The friendship of Dante and Ari is put to the test when Dante drops some surprising news: Dante’s father accepted a year-long visiting professor job at the University of Chicago. The middle section of the movie shows what happens when Dante is in Chicago and Ari is in El Paso. Dante writes letters to Ari, and they both go on dates with girls who are about the same age.

Ari’s would-be love interest is a schoolmate named Elena Tellez (played by Luna Blaise), who makes the first move in flirting with Ari. As for Dante, it’s obvious that Dante is not entirely comfortable being romantic with girls, and he’s been in love with Ari all along. And what about Ari? The rest of the movie is about whether or not Ari can express his true feelings, which are confusing to him and which he often denies.

“Aristotle and Dante Discover the Secrets of the Universe” has some parts of the story that are somewhat mundane and somewhat melodramatic. Because it takes less time for Dante to express his true feelings, the last third of the movie becomes an extended “guessing game” of what Ari will do when he finds out that Dante has romantic feelings for him. The direction of the movie is solid, but the pacing of the film could have been better.
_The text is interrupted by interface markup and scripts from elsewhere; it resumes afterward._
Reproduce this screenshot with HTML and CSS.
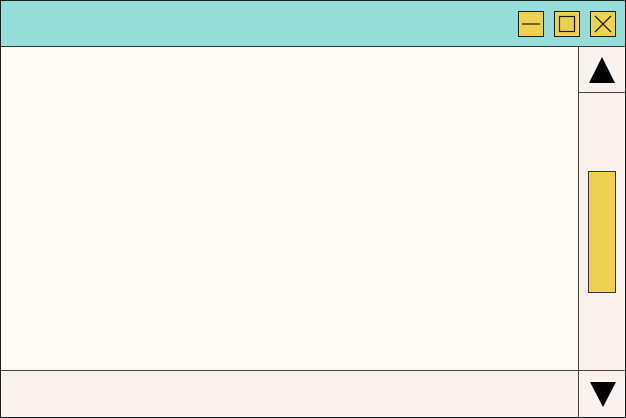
FILE: index.html
```html
<!DOCTYPE html>
<html>
<head>
<meta charset="utf-8">
<link rel="stylesheet" href="styles.css">
</head>
<body>
<div class="window">
  <div class="titlebar">
    <div class="btn" aria-label="minimize">
      <svg width="24" height="24" viewBox="0 0 24 24"><line x1="3" y1="12" x2="21" y2="12" stroke="#1a1a1a" stroke-width="1.2"/></svg>
    </div>
    <div class="btn" aria-label="maximize">
      <svg width="24" height="24" viewBox="0 0 24 24"><rect x="4.5" y="4.5" width="15" height="15" fill="none" stroke="#1a1a1a" stroke-width="1.2"/></svg>
    </div>
    <div class="btn" aria-label="close">
      <svg width="24" height="24" viewBox="0 0 24 24"><path d="M4 4 L20 20 M20 4 L4 20" stroke="#1a1a1a" stroke-width="1.1"/></svg>
    </div>
  </div>
  <div class="body">
    <div class="content"></div>
    <div class="scrollbar">
      <div class="arrow-box up">
        <svg width="26" height="26" viewBox="0 0 26 26"><polygon points="13,0 26,26 0,26" fill="#000"/></svg>
      </div>
      <div class="track">
        <div class="thumb"></div>
      </div>
    </div>
    <div class="status"></div>
    <div class="arrow-box down">
      <svg width="26" height="25" viewBox="0 0 26 25"><polygon points="0,0 26,0 13,25" fill="#000"/></svg>
    </div>
  </div>
</div>
</body>
</html>
```
FILE: styles.css
```css
html, body {
  margin: 0;
  padding: 0;
  background: #fff;
}
.window {
  width: 626px;
  height: 418px;
  box-sizing: border-box;
  border: 1px solid #1e1e1e;
  display: flex;
  flex-direction: column;
}
.titlebar {
  height: 45px;
  background: #95ddd8;
  border-bottom: 1px solid #333;
  display: flex;
  justify-content: flex-end;
  align-items: center;
  gap: 10px;
  padding-right: 9px;
}
.btn {
  width: 24px;
  height: 24px;
  background: #efd152;
  border: 1px solid #222;
  display: flex;
  align-items: center;
  justify-content: center;
}
.btn svg { display: block; }
.body {
  flex: 1;
  display: grid;
  grid-template-columns: 1fr 46px;
  grid-template-rows: 1fr 46px;
}
.content {
  background: #fffaf4;
  border-right: 1px solid #444;
  border-bottom: 1px solid #444;
}
.scrollbar {
  background: #f9f1ec;
  border-bottom: 1px solid #444;
  display: flex;
  flex-direction: column;
}
.arrow-box {
  display: flex;
  align-items: center;
  justify-content: center;
  background: #f9f1ec;
}
.arrow-box svg { display: block; }
.arrow-box.up {
  border-bottom: 1px solid #444;
  padding-top: 1px;
  box-sizing: border-box;
  height: 46px;
}
.arrow-box.down {
  padding-top: 1px;
  padding-left: 1px;
}
.track {
  flex: 1;
  padding: 78px 0 0 9px;
}
.thumb {
  width: 26px;
  height: 120px;
  background: #efd152;
  border: 1px solid #333;
}
.status {
  background: #f9f1ec;
  border-right: 1px solid #444;
}
```
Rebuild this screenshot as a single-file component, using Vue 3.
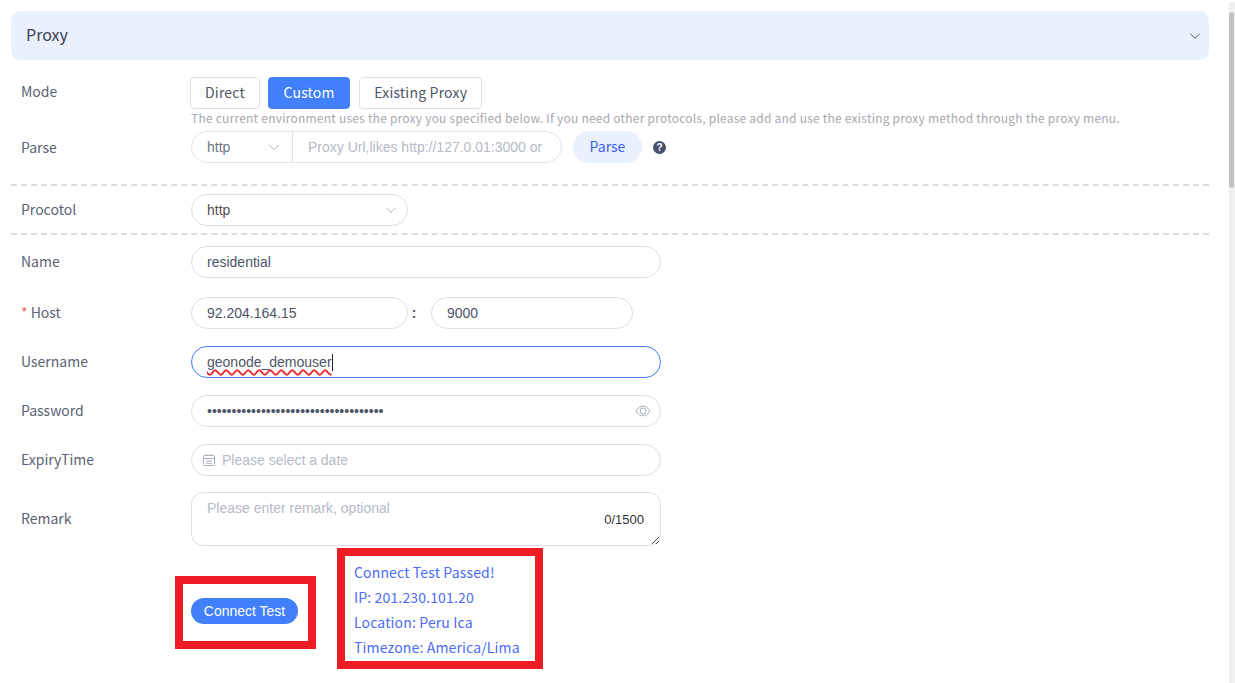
<script setup>
const dots = '•'.repeat(36)
</script>

<template>
  <div class="viewport">
    <main class="page">
      <header class="panel-head">
        <span class="head-title">Proxy</span>
        <svg class="chev-head" width="12" height="12" viewBox="0 0 12 12"><path d="M1.5 4 L6 8.2 L10.5 4" fill="none" stroke="#46506c" stroke-width="1" /></svg>
      </header>

      <div class="row mode-row">
        <label class="label">Mode</label>
        <div class="modes">
          <button class="mode">Direct</button>
          <button class="mode active">Custom</button>
          <button class="mode">Existing Proxy</button>
        </div>
      </div>
      <p class="tip">The current environment uses the proxy you specified below. If you need other protocols, please add and use the existing proxy method through the proxy menu.</p>

      <div class="row parse-row">
        <label class="label">Parse</label>
        <div class="group">
          <div class="group-select">
            <span>http</span>
            <svg width="12" height="12" viewBox="0 0 12 12"><path d="M1 4 L6 8.6 L11 4" fill="none" stroke="#b4bac6" stroke-width="1" /></svg>
          </div>
          <div class="group-input">Proxy Url,likes http://127.0.01:3000 or</div>
        </div>
        <button class="parse">Parse</button>
        <span class="help">?</span>
      </div>

      <div class="dash first"></div>
      <div class="row proto-row">
        <label class="label raised">Procotol</label>
        <div class="field proto">
          <span>http</span>
          <svg width="12" height="12" viewBox="0 0 12 12"><path d="M1 3.6 L6 8.2 L11 3.6" fill="none" stroke="#b4bac6" stroke-width="1" /></svg>
        </div>
      </div>
      <div class="dash second"></div>

      <div class="row name-row">
        <label class="label raised">Name</label>
        <div class="field wide">residential</div>
      </div>
      <div class="row host-row">
        <label class="label raised"><span class="req">*</span> Host</label>
        <div class="field host">92.204.164.15</div>
        <span class="colon">:</span>
        <div class="field port">9000</div>
      </div>
      <div class="row user-row">
        <label class="label raised">Username</label>
        <div class="field wide focus"><span class="spell">geonode_demouser</span><i class="caret"></i></div>
      </div>
      <div class="row pass-row">
        <label class="label raised">Password</label>
        <div class="field wide between">
          <span class="dots">{{ dots }}</span>
          <svg width="16" height="16" viewBox="0 0 16 16" fill="none" stroke="#a9b0bd" stroke-width="1"><path d="M1 8 C3 4.6 5.4 3.2 8 3.2 S13 4.6 15 8 C13 11.4 10.6 12.8 8 12.8 S3 11.4 1 8 Z" /><circle cx="8" cy="8" r="3" /></svg>
        </div>
      </div>
      <div class="row date-row">
        <label class="label raised">ExpiryTime</label>
        <div class="field wide date">
          <svg width="14" height="14" viewBox="0 0 14 14" fill="none" stroke="#a9b0bd" stroke-width="1"><rect x="1.5" y="2.5" width="11" height="10" rx="1" /><path d="M1.5 5.5 H12.5 M4.5 1 V3 M9.5 1 V3 M4 8 H10 M4 10.2 H10" /></svg>
          <span class="ph">Please select a date</span>
        </div>
      </div>
      <div class="row remark-row">
        <label class="label raised">Remark</label>
        <div class="area">
          <span class="ph">Please enter remark, optional</span>
          <span class="count">0/1500</span>
          <svg class="grip" width="9" height="9" viewBox="0 0 9 9" stroke="#555" stroke-width="1"><path d="M1 8 L8 1 M5 8 L8 5" /></svg>
        </div>
      </div>

      <div class="test-row">
        <div class="mark btn-mark"><button class="connect">Connect Test</button></div>
        <div class="mark result">
          <div>Connect Test Passed!</div>
          <div>IP: 201.230.101.20</div>
          <div>Location: Peru Ica</div>
          <div>Timezone: America/Lima</div>
        </div>
      </div>
    </main>
    <aside class="track"><div class="thumb"></div></aside>
  </div>
</template>

<style>
html, body { margin: 0; background: #fff; overflow: hidden; }
</style>

<style scoped>
.viewport {
  display: flex;
  height: 683px;
  width: 1235px;
  overflow: hidden;
  background: #fff;
  color: #4d5568;
  font-family: "Noto Sans CJK SC", "Noto Sans", sans-serif;
  font-size: 14px;
}
.page { width: 1198px; margin-left: 11px; padding-top: 11px; flex: none; }
.track { width: 6px; margin-left: 20px; margin-top: 2px; background: #f1f1f1; flex: none; }
.thumb { height: 176px; margin-top: 10px; width: 5px; background: #c1c1c1; border-radius: 3px; }

.panel-head {
  height: 49px;
  background: #eaf1fd;
  border-radius: 9px;
  display: flex;
  align-items: center;
  justify-content: space-between;
  padding: 0 8px 0 15px;
  font-size: 16px;
  color: #3a4256;
}
.head-title { margin-top: -4px; }
.row { display: flex; align-items: center; }
.label { width: 170px; box-sizing: border-box; padding-left: 10px; flex: none; color: #5b6375; line-height: 20px; }
.label.raised { margin-top: -2px; }
.req { color: #ef5b5b; }

.mode-row { margin-top: 17px; height: 32px; }
.mode-row .label { margin-top: -5px; }
.modes { display: flex; gap: 8px; margin-left: 9px; }
.mode {
  height: 32px;
  padding: 0 14px 2px;
  box-sizing: border-box;
  border: 1px solid #dcdfe6;
  border-radius: 4px;
  background: #fff;
  color: #4d5568;
  font: inherit;
  letter-spacing: 0.2px;
  line-height: 1;
}
.mode.active { background: #417ffb; border-color: #417ffb; color: #fff; padding: 0 14.5px 2px; margin-right: 1px; }
.tip { margin: 0 0 0 180px; height: 20px; font-size: 12px; letter-spacing: 0.225px; line-height: 18px; color: #a6a9af; white-space: nowrap; }

.parse-row { margin-top: 2px; height: 32px; }
.group {
  display: flex;
  width: 371px;
  height: 32px;
  margin-left: 10px;
  box-sizing: border-box;
  border: 1px solid #e1e4eb;
  border-radius: 16px;
  font-family: "Liberation Sans", sans-serif;
}
.group-select {
  width: 101px;
  box-sizing: border-box;
  border-right: 1px solid #dcdfe6;
  display: flex;
  align-items: center;
  justify-content: space-between;
  padding: 0 12px 0 15px;
  color: #6d7484;
}
.group-input { padding: 0 0 0 15px; line-height: 30px; color: #b6bbc6; white-space: nowrap; overflow: hidden; }
.parse {
  margin-left: 11px;
  height: 32px;
  width: 69px;
  border: 0;
  border-radius: 16px;
  background: #eaf1fd;
  color: #3f5ff0;
  font: inherit;
  padding: 0 0 2px;
}
.help {
  margin-left: 11px;
  width: 13px;
  height: 13px;
  border-radius: 50%;
  background: #46506c;
  color: #fff;
  font: bold 10px/13px "Liberation Sans", sans-serif;
  text-align: center;
}

.dash { border-top: 2px dashed #d9dce3; }
.dash.first { margin-top: 21px; }
.dash.second { margin-top: 7px; }
.proto-row { margin-top: 8px; }
.field {
  height: 32px;
  box-sizing: border-box;
  border: 1px solid #dcdfe6;
  border-radius: 16px;
  padding: 0 15px;
  display: flex;
  align-items: center;
  margin-left: 10px;
  font-family: "Liberation Sans", sans-serif;
  color: #4d5568;
  background: #fff;
}
.proto { width: 217px; justify-content: space-between; padding-right: 10px; color: #5a4a55; }
.wide { width: 470px; }
.between { justify-content: space-between; padding-right: 9px; }
.name-row { margin-top: 11px; }
.host-row { margin-top: 19px; }
.host { width: 217px; }
.colon { width: 12px; text-align: center; font-family: "Liberation Sans", sans-serif; font-weight: 700; color: #4d5568; }
.port { width: 202px; margin-left: 11px; }
.user-row { margin-top: 17px; }
.focus { border-color: #417ffb; position: relative; }
.spell {
  text-decoration: underline wavy #ef2b2b 1.5px;
  text-decoration-skip-ink: none;
  text-underline-offset: 2px;
}
.caret { width: 1px; height: 17px; background: #222; margin-left: 0; }
.pass-row { margin-top: 17px; }
.dots { font-size: 14px; color: #4d5568; }
.date-row { margin-top: 17px; }
.date { padding-left: 10px; gap: 6px; }
.ph { color: #b6bbc6; font-family: "Liberation Sans", sans-serif; }
.remark-row { margin-top: 16px; align-items: center; }
.area {
  position: relative;
  margin-left: 10px;
  width: 470px;
  height: 54px;
  box-sizing: border-box;
  border: 1px solid #dcdfe6;
  border-radius: 12px;
  padding: 6px 15px;
  line-height: 16px;
}
.count { position: absolute; right: 16px; top: 18px; font: 13px/18px "Liberation Sans", sans-serif; color: #333; }
.grip { position: absolute; right: 0; bottom: 0; }

.test-row { display: flex; align-items: flex-start; margin-top: 2px; margin-left: 164px; }
.mark { border: 8px solid #ee1c25; box-sizing: border-box; }
.btn-mark {
  margin-top: 28px;
  width: 141px;
  height: 73px;
  padding: 0 2px 3px 0;
  display: flex;
  align-items: center;
  justify-content: center;
}
.connect {
  height: 26px;
  width: 107px;
  border: 0;
  border-radius: 13px;
  background: #417ffb;
  color: #fff;
  font: 14px "Liberation Sans", sans-serif;
  padding: 0;
}
.result {
  margin-left: 21px;
  width: 206px;
  height: 121px;
  padding: 4px 0 0 9px;
  color: #4a6cf7;
  letter-spacing: 0.15px;
  line-height: 25px;
  white-space: nowrap;
}
</style>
However, because of the talented cast in “Aristotle and Dante Discover the Secrets of the Universe,” viewers will get a good sense of what the characters are feeling from different angles. Although the focus of the story is on Ari and Dante, their parents’ perspectives are also given importance and show why Ari and Dante both have different ways of coming to terms with their respective sexualities. There’s plenty of teen angst in the movie, but what viewers will most remember is that it’s a story about living your truth, even when being honest about who you are and who you love can be painful.

Blue Fox Entertainment released “Aristotle and Dante Discover the Secrets of the Universe” in select U.S. cinemas on September 8, 2023. The movie was released on digital and VOD on November 14, 2023.